There are many different filesystems, like ext3 (Linux) or NTFS (Windows), only to name a few. These filesystems allow the usual and necessary file operations we do every day: creating, copying, moving or deleting files or directories, listing directories or showing the content of files. We usually do these operations with "real" files and directories of a hard disk or a USB device, but nothing prevents us from doing them on other kind of systems which have not been prepared from the beginning to be used as filesystems in an operating system. An example of this system would be an FTP server. It clearly organizes like a filesystem, with directories, files, attributes of files and so on. So it would be possible to access an FTP server like a hard disk using your favourite file explorer if you were able to mount a "virtual" filesystem which connects automagically to the FTP server and lists the root files and directories when you go to the root of the filesystem, it deletes a file in the FTP server when you delete it in the filesystem and so on.
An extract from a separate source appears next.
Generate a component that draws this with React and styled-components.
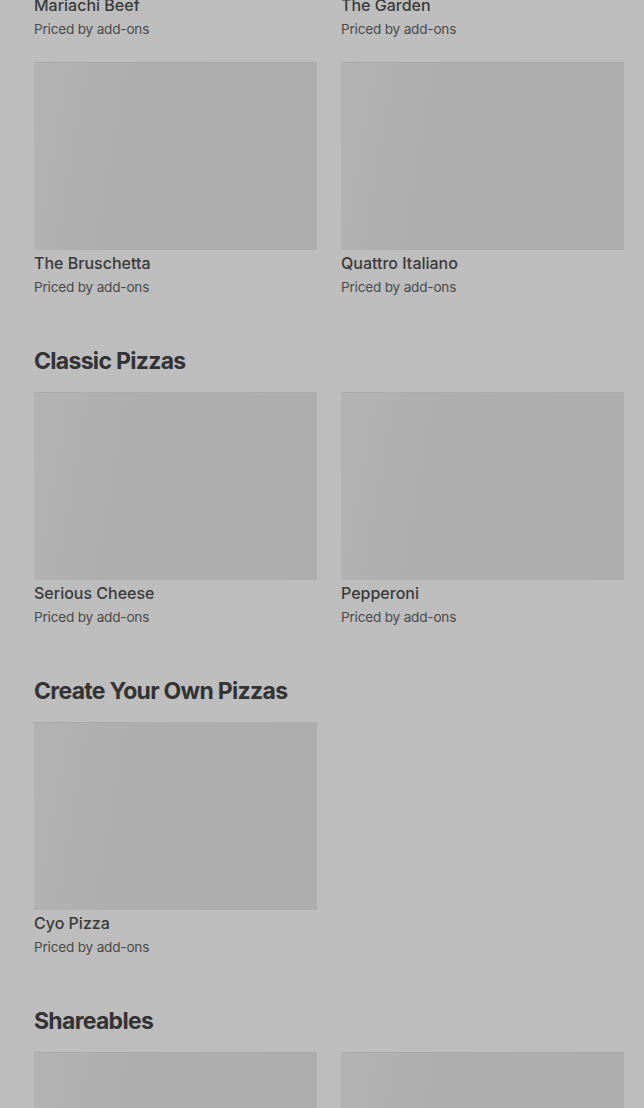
import styled, { createGlobalStyle } from "styled-components";

const GlobalStyle = createGlobalStyle`
  html, body {
    margin: 0;
    padding: 0;
    background: #bdbdbd;
    font-family: Inter, "Noto Sans", sans-serif;
    overflow: hidden;
  }
`;

const sections = [
  {
    title: "Specialty Pizzas",
    items: ["Mariachi Beef", "The Garden", "The Bruschetta", "Quattro Italiano"],
  },
  { title: "Classic Pizzas", items: ["Serious Cheese", "Pepperoni"] },
  { title: "Create Your Own Pizzas", items: ["Cyo Pizza"] },
  { title: "Shareables", items: ["Garlic Knots", "Wings"] },
];

export default function App() {
  return (
    <>
      <GlobalStyle />
      <Page>
        {sections.map((section, i) => (
          <Section key={section.title}>
            {i > 0 && <Heading>{section.title}</Heading>}
            <Grid>
              {section.items.map((name) => (
                <Card key={name}>
                  <Thumb />
                  <Name>{name}</Name>
                  <Price>Priced by add-ons</Price>
                </Card>
              ))}
            </Grid>
          </Section>
        ))}
      </Page>
    </>
  );
}

const Page = styled.div`
  padding: 0 20px 0 34px;
  margin-top: -196px;
  display: flex;
  flex-direction: column;
  gap: 48px;
`;

const Section = styled.section`
  display: flex;
  flex-direction: column;
  gap: 15px;
`;

const Heading = styled.h2`
  margin: 0;
  font-size: 23px;
  line-height: 32px;
  font-weight: 700;
  letter-spacing: -0.7px;
  color: #333;
`;

const Grid = styled.div`
  display: grid;
  grid-template-columns: 283px 283px;
  column-gap: 24px;
  row-gap: 23px;
`;

const Card = styled.div`
  display: flex;
  flex-direction: column;
`;

const Thumb = styled.div`
  height: 188px;
  background: linear-gradient(100deg, #b3b3b3 0%, #aeaeae 35%, #adadad 100%);
  border-top: 1px solid #aaa;
  box-sizing: border-box;
`;

const Name = styled.div`
  font-size: 16px;
  line-height: 24px;
  font-weight: 500;
  color: #3a3a3a;
  margin-top: 1px;
`;

const Price = styled.div`
  font-size: 13.6px;
  line-height: 20px;
  letter-spacing: -0.2px;
  color: #4a4a4a;
  margin-top: 2px;
`;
In fact, this is not new at all. In Linux, there exist currently many different "virtual" filesystems you can mount to ease the access of different types of resources, be them local or remote. What is more, Linux has a package called FUSE (Filesystem in Userspace), which allows mounting your own filesystem without having to make a device driver and compile it. FUSE is based on callback functions you have to implement that will be called when the different operations are invoked from the operating system. There exist a lot of language bindings for FUSE, so you can write your filesystem in Java, C#, Haskell, TCL, Python and many more (besides C or C++, which would be the expected languages for such a low level based feature). With FUSE, writing your own filesystem for Linux can be a much easier task.
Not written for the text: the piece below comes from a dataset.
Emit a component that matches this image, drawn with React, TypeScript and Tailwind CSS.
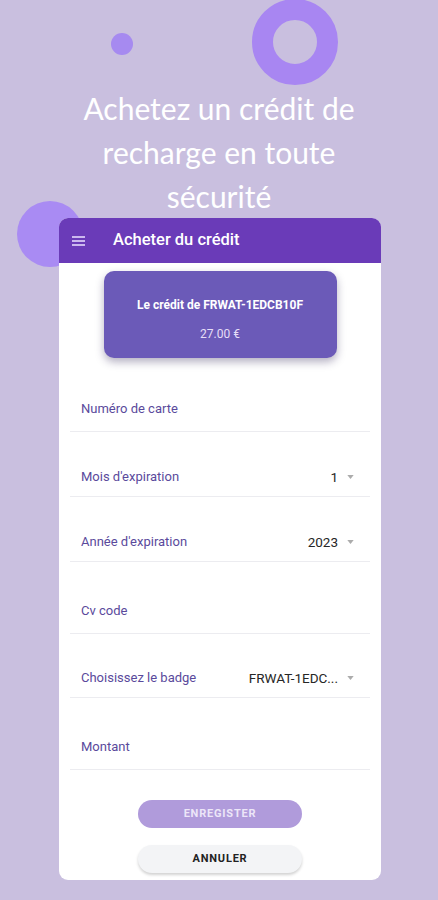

But what about Windows ? A Windows port of FUSE has not existed for a long time and, from what I know, nothing similar was available as open source. But on May 2008 a project called Dokan was released as open source (LGPL). This project is the equivalent of FUSE for the Windows platform. You can download it from here. It has bindings for Ruby and .NET. In Yukoba's blog you can find very interesting contributions that enhance this project, like a Java binding (JDokan), MemoryFS (a filesystem on memory) or JSFlickerFS (a filesystem for managing Flicker albums, written in Javascript).
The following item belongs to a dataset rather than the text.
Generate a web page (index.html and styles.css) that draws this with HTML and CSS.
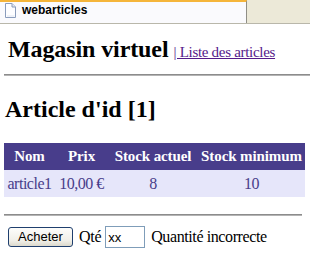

So if you need to write your own virtual filesystem in Windows, you have no excuse...give Dokan a try!
There are many different filesystems, like ext3 (Linux) or NTFS (Windows), only to name a few. These filesystems allow the usual and necessary file operations we do every day: creating, copying, moving or deleting files or directories, listing directories or showing the content of files. We usually do these operations with "real" files and directories of a hard disk or a USB device, but nothing prevents us from doing them on other kind of systems which have not been prepared from the beginning to be used as filesystems in an operating system. An example of this system would be an FTP server. It clearly organizes like a filesystem, with directories, files, attributes of files and so on. So it would be possible to access an FTP server like a hard disk using your favourite file explorer if you were able to mount a "virtual" filesystem which connects automagically to the FTP server and lists the root files and directories when you go to the root of the filesystem, it deletes a file in the FTP server when you delete it in the filesystem and so on.
In fact, this is not new at all. In Linux, there exist currently many different "virtual" filesystems you can mount to ease the access of different types of resources, be them local or remote. What is more, Linux has a package called FUSE (Filesystem in Userspace), which allows mounting your own filesystem without having to make a device driver and compile it. FUSE is based on callback functions you have to implement that will be called when the different operations are invoked from the operating system. There exist a lot of language bindings for FUSE, so you can write your filesystem in Java, C#, Haskell, TCL, Python and many more (besides C or C++, which would be the expected languages for such a low level based feature). With FUSE, writing your own filesystem for Linux can be a much easier task.
But what about Windows ? A Windows port of FUSE has not existed for a long time and, from what I know, nothing similar was available as open source. But on May 2008 a project called Dokan was released as open source (LGPL). This project is the equivalent of FUSE for the Windows platform. You can download it from here. It has bindings for Ruby and .NET. In Yukoba's blog you can find very interesting contributions that enhance this project, like a Java binding (JDokan), MemoryFS (a filesystem on memory) or JSFlickerFS (a filesystem for managing Flicker albums, written in Javascript).
So if you need to write your own virtual filesystem in Windows, you have no excuse...give Dokan a try!
8 comments:
Reached to your blog by search dokan(FUSE) related projects on the net.
Nice writing.
Thank you, Nelson!
Xavi
Thank you! I was looking for a Fuse equivalent in windows and your article pointed me in the right direction.
Thank you for your feedback, Sailesh!
Xavi
Dokan is long dead. There exist several attempts to resurrect it, however all people trying to do this lack knowledge of kernel-mode programming, and Dokan itself has flawed design which requires severe rewriting.
Thank you for this information, Eugene!
Xavi
This article is a bit old but still actual.
I'm posting for Eugene here, as usual he revived old threads to indirectly promote his company products by criticizing Dokan... This time I'm going to be direct.
Btw, I'm a contributor of Dokany project, a Dokan fork.
Yes Dokan(y) need improvement and I agree we probably have less experience than your Eldos company on Windows kernel development. As a matter of fact, we forked it only one year ago.
Why? Because we trust open source and there is no alternative in this field in respect of open source ideas with a real open source license.
There is plenty space for both, Eldos product as a commercial offer for several companies and Dokan mainly focused on open source community.
Feel free to share your thoughts and improvement on Dokan architecture. I would be interested to know what is the flawed design you're talking about and be sure we are open for discussion.
Thank you for this information, Maxhy!